What this likely means is a legal mess, and a drawn-out fight in the courts. Unless, that is, the national party, namely the Republican National Committee, intervenes. That is something that has both special poignancy and relevance here.
The chair of the RNC, Ronna Romney McDaniel, is a Michigan native and former chair of the Michigan GOP. (She is a niece, but not a supporter, of U.S. Sen. Mitt Romney.)
Beyond the drama, there’s the very real question as to what this may mean for Republicans at the ballot box this year. It’s possible that it may not hurt that much. Months ago, realizing that the Karamo-led party was dysfunctional, former Gov.
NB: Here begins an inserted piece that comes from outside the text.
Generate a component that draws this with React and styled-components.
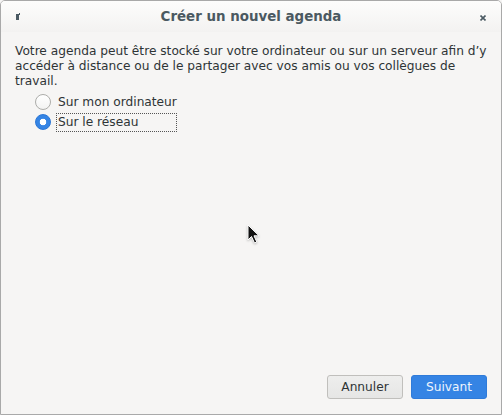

Rick Snyder and Kalamazoo businessman Bill Parfet moved to lead a separate fundraising campaign for GOP candidates.
Bill Ballenger, a longtime Lansing political analyst who was once a Republican legislator, calls the situation unprecedented, historic, and “pretty much total chaos.”
Nevertheless, he adds that “Democrats should eschew getting too jubilant or overconfident.” If voters don’t like what’s been been happening with Democrats in full control of state government, “they might decide Republicans are the only logical alternative. It’s happened before,” he notes.
He could be right. But meanwhile, Michigan’s embarrassing GOP circus is still going on, with no end in sight.